• **PROBLEM TO WORK ON**
Write out each line in which the string "React" is present.
^^^^^^^^^^^^^^^^
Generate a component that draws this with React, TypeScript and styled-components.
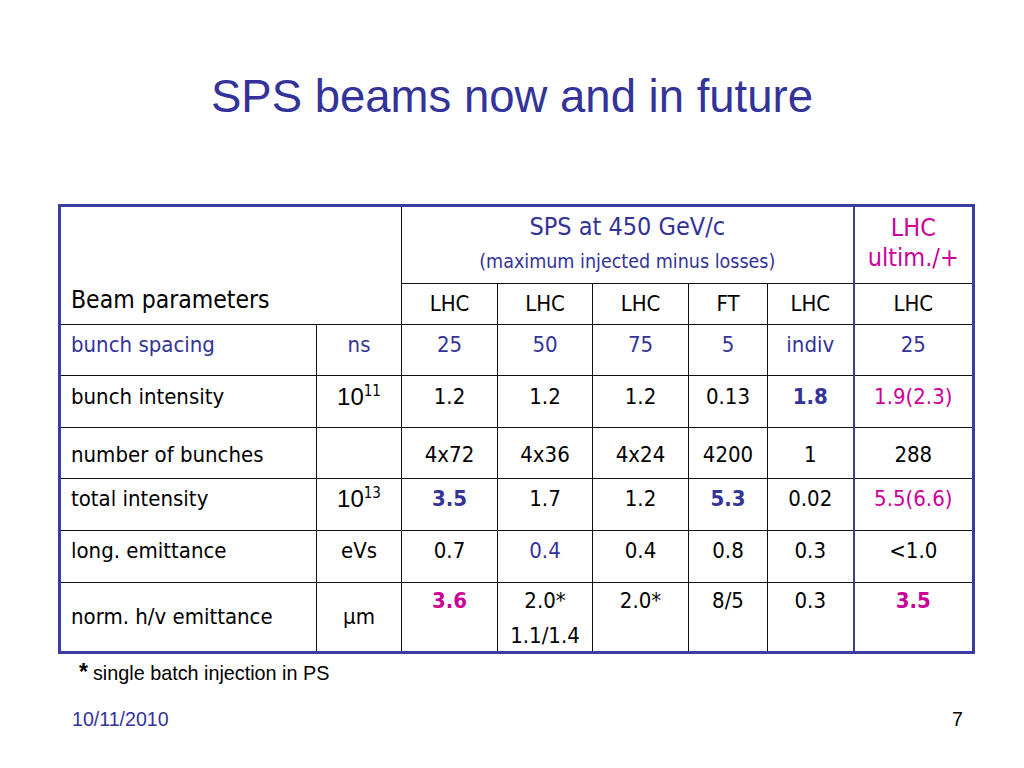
import React from "react";
import styled, { createGlobalStyle } from "styled-components";

const BLUE = "#333399";
const MAGENTA = "#cc0099";
const CELL_FONT = `"DejaVu Sans Condensed", "DejaVu Sans", sans-serif`;
const ARIAL = `"Liberation Sans", Arial, sans-serif`;

const Global = createGlobalStyle`
  html, body { margin: 0; padding: 0; background: #fff; }
  #root { width: 1024px; height: 768px; }
`;

const Slide = styled.div`
  width: 1024px;
  height: 768px;
  display: flex;
  flex-direction: column;
  box-sizing: border-box;
  overflow: hidden;
`;

const Title = styled.h1`
  margin: 0;
  height: 194px;
  padding-top: 71px;
  box-sizing: border-box;
  text-align: center;
  font-family: ${ARIAL};
  font-weight: normal;
  font-size: 45.5px;
  line-height: 52px;
  color: ${BLUE};
`;

const TableWrap = styled.div`
  padding: 0 0 0 58px;
  margin-top: 10px;
`;

const Table = styled.table`
  border-collapse: collapse;
  table-layout: fixed;
  width: 915px;
  border: 3px solid #3b3ba0;
  font-family: ${CELL_FONT};
  font-size: 22px;
  color: #000;
`;

const Row = styled.tr<{ $h: number }>`
  height: ${(p) => p.$h}px;
`;

const Cell = styled.td<{
  $align?: "left" | "center";
  $valign?: "top" | "middle" | "bottom";
  $color?: string;
  $bold?: boolean;
  $blueRight?: boolean;
  $pt?: number;
}>`
  border: 1px solid #111;
  ${(p) => (p.$blueRight ? `border-right: 2px solid #3b3ba0;` : "")}
  padding: ${(p) => (p.$pt ?? 7)}px 2px 0 ${(p) => (p.$align === "left" ? 10 : 2)}px;
  text-align: ${(p) => p.$align ?? "center"};
  vertical-align: ${(p) => p.$valign ?? "top"};
  color: ${(p) => p.$color ?? "#000"};
  font-weight: ${(p) => (p.$bold ? "bold" : "normal")};
  line-height: 26px;
  white-space: nowrap;
`;

const CornerCell = styled.td`
  border: 1px solid #111;
  vertical-align: bottom;
  padding: 0 0 9px 10px;
  font-size: 24.5px;
  line-height: 30px;
  text-align: left;
`;

const SpsHead = styled.td`
  border: 1px solid #111;
  vertical-align: top;
  text-align: center;
  color: ${BLUE};
  padding-top: 5px;
`;

const SpsMain = styled.div`
  font-size: 25px;
  line-height: 30px;
`;

const SpsSub = styled.div`
  font-size: 19.5px;
  line-height: 24px;
  margin-top: 8px;
`;

const UltHead = styled.td`
  border: 1px solid #111;
  border-left: 2px solid #3b3ba0;
  vertical-align: top;
  text-align: center;
  color: ${MAGENTA};
  font-size: 25px;
  line-height: 30px;
  padding-top: 6px;
`;

const Pow = styled.span`
  font-family: ${ARIAL};
  font-size: 24px;
`;

const Sup = styled.sup`
  font-family: ${CELL_FONT};
  font-size: 15px;
  vertical-align: 9px;
  line-height: 0;
`;

const Note = styled.div`
  margin: 6px 0 0 79px;
  font-family: ${ARIAL};
  font-size: 19.8px;
  line-height: 24px;
  color: #000;
`;

const Star = styled.span`
  font-size: 23px;
  font-weight: bold;
  margin-right: 5px;
`;

const Footer = styled.div`
  display: flex;
  justify-content: space-between;
  align-items: center;
  margin: 23px 0 0 0;
  padding: 0 56px 0 72px;
  font-family: ${ARIAL};
  font-size: 19.6px;
  line-height: 22px;
`;

const DateText = styled.span`
  color: ${BLUE};
`;

const PageNo = styled.span`
  color: #000;
  margin-right: 5px;
`;

const SecondLine = styled.span`
  display: block;
  margin-top: 9px;
`;

type V = { t: React.ReactNode; c?: string; b?: boolean };

const Power = ({ e }: { e: string }) => (
  <>
    <Pow>10</Pow>
    <Sup>{e}</Sup>
  </>
);

const rows: {
  name: string;
  nameColor?: string;
  unit: React.ReactNode;
  unitColor?: string;
  h: number;
  middleLabels?: boolean;
  vals: V[];
  valign?: "top" | "middle";
  pt?: number;
}[] = [
  {
    name: "bunch spacing",
    nameColor: BLUE,
    unit: "ns",
    unitColor: BLUE,
    h: 51,
    pt: 7,
    vals: [
      { t: "25", c: BLUE },
      { t: "50", c: BLUE },
      { t: "75", c: BLUE },
      { t: "5", c: BLUE },
      { t: "indiv", c: BLUE },
      { t: "25", c: BLUE },
    ],
  },
  {
    name: "bunch intensity",
    unit: <Power e="11" />,
    h: 52,
    pt: 8,
    vals: [
      { t: "1.2" },
      { t: "1.2" },
      { t: "1.2" },
      { t: "0.13" },
      { t: "1.8", c: BLUE, b: true },
      { t: "1.9(2.3)", c: MAGENTA },
    ],
  },
  {
    name: "number of bunches",
    unit: "",
    h: 51,
    valign: "middle",
    pt: 3,
    vals: [
      { t: "4x72" },
      { t: "4x36" },
      { t: "4x24" },
      { t: "4200" },
      { t: "1" },
      { t: "288" },
    ],
  },
  {
    name: "total intensity",
    unit: <Power e="13" />,
    h: 52,
    pt: 7,
    vals: [
      { t: "3.5", c: BLUE, b: true },
      { t: "1.7" },
      { t: "1.2" },
      { t: "5.3", c: BLUE, b: true },
      { t: "0.02" },
      { t: "5.5(6.6)", c: MAGENTA },
    ],
  },
  {
    name: "long. emittance",
    unit: "eVs",
    h: 52,
    pt: 7,
    vals: [
      { t: "0.7" },
      { t: "0.4", c: BLUE },
      { t: "0.4" },
      { t: "0.8" },
      { t: "0.3" },
      { t: "<1.0" },
    ],
  },
  {
    name: "norm. h/v emittance",
    unit: "µm",
    h: 70,
    middleLabels: true,
    pt: 5,
    vals: [
      { t: "3.6", c: MAGENTA, b: true },
      {
        t: (
          <>
            2.0*
            <SecondLine>1.1/1.4</SecondLine>
          </>
        ),
      },
      { t: "2.0*" },
      { t: "8/5" },
      { t: "0.3" },
      { t: "3.5", c: MAGENTA, b: true },
    ],
  },
];

const colWidths = [257, 85, 96, 95, 96, 79, 86, 120];

export default function App() {
  return (
    <Slide>
      <Global />
      <Title>SPS beams now and in future</Title>
      <TableWrap>
        <Table>
          <colgroup>
            {colWidths.map((w, i) => (
              <col key={i} style={{ width: w }} />
            ))}
          </colgroup>
          <tbody>
            <Row $h={78}>
              <CornerCell colSpan={2} rowSpan={2}>
                Beam parameters
              </CornerCell>
              <SpsHead colSpan={5}>
                <SpsMain>SPS at 450 GeV/c</SpsMain>
                <SpsSub>(maximum injected minus losses)</SpsSub>
              </SpsHead>
              <UltHead>
                LHC
                <br />
                ultim./+
              </UltHead>
            </Row>
            <Row $h={41}>
              {["LHC", "LHC", "LHC", "FT", "LHC"].map((t, i) => (
                <Cell key={i} $pt={7} $blueRight={i === 4}>
                  {t}
                </Cell>
              ))}
              <Cell $pt={7}>LHC</Cell>
            </Row>
            {rows.map((r) => (
              <Row key={r.name} $h={r.h}>
                <Cell
                  $align="left"
                  $color={r.nameColor}
                  $valign={r.middleLabels ? "middle" : r.valign}
                  $pt={r.middleLabels ? 0 : r.pt}
                >
                  {r.name}
                </Cell>
                <Cell
                  $color={r.unitColor}
                  $valign={r.middleLabels ? "middle" : r.valign}
                  $pt={r.middleLabels ? 0 : r.pt}
                >
                  {r.unit}
                </Cell>
                {r.vals.map((v, i) => (
                  <Cell
                    key={i}
                    $color={v.c}
                    $bold={v.b}
                    $valign={r.valign}
                    $pt={r.pt}
                    $blueRight={i === 4}
                  >
                    {v.t}
                  </Cell>
                ))}
              </Row>
            ))}
          </tbody>
        </Table>
      </TableWrap>
      <Note>
        <Star>*</Star>single batch injection in PS
      </Note>
      <Footer>
        <DateText>10/11/2010</DateText>
        <PageNo>7</PageNo>
      </Footer>
    </Slide>
  );
}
^^^^^^^^^^^^^^^^
• **EXERCISE RESPONSE**
Generate a component that draws this with React, TypeScript and styled-components.
import React from "react";
type V = { t: React.ReactNode; c?: string; b?: boolean };
  unit: React.ReactNode;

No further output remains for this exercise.